Conflicts happen sometimes, what to do when we get there?

So, let's talk a little bit more about merging. Merging in GitButler is a little different than in Git because by default, all applied virtual branches are actually merged in your working directory, as though you had run a git merge or git pull command.

However, it doesn't need to actually make the merge commit and tie those contexts together forever. It can simply do the merge, give you the result and keep track of what you do to it. This allows you to unmerge and remerge at will, as long as the branches merge cleanly.

The other interesting thing is that you cannot get two branches into a conflicting state while they are both applied, because all code in your working directory has to be owned by something. If you come across a part that overlaps, you have to choose which branch owns it or else unapply one of them.

Merge Conflicts

You also cannot (currently) apply two virtual branches that conflict with each other. That means that the only way to merge two branches that have conflicts is to land one upstream in your base branch first, then integrate that so that it's your base and then pull those conflicting changes into your working directory and solve them.

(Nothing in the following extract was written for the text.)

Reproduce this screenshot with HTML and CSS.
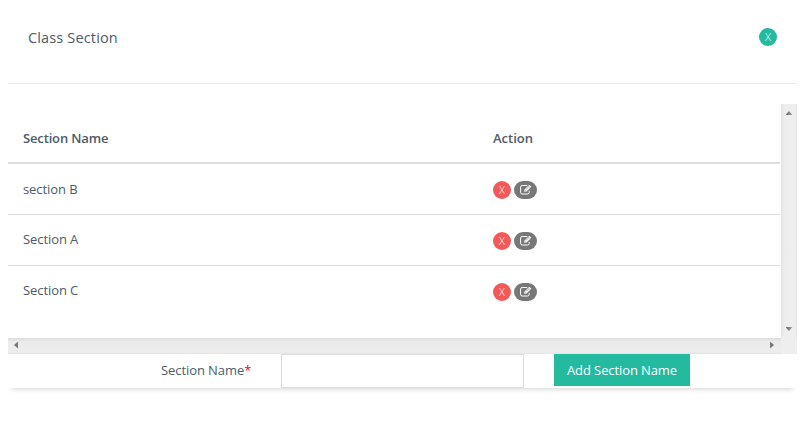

In other words, branches can only conflict with upstream changes and you can only resolve one upstream conflicted branch at a time. This is something we will work on changing, but it is a limitation currently.

When you do have an upstream conflicting branch, you can choose to apply it, which will unapply all other branches and apply this one with conflict markers into your files. Your only branch lane will look something like this:

Viewing Remote Branches
A virtual branch in a conflicted state.

While the branch is in this state, you cannot apply other branches or unapply this one. (We are working on a way to abort this state, but right now you cannot).

You need to resolve each issue, then hit the "Resolve" button next to each file once they are resolved. This is similar to running git add on resolved files in a conflicted merge state in stock Git.

Once all the files are marked as resolved, you need to commit the resolved merge. This will write a merge commit with both parents so that you have an updated merge base.

Viewing Remote Branches
Now you need to commit your resolution.

Once the resolution is committed, you can unapply and apply branches again.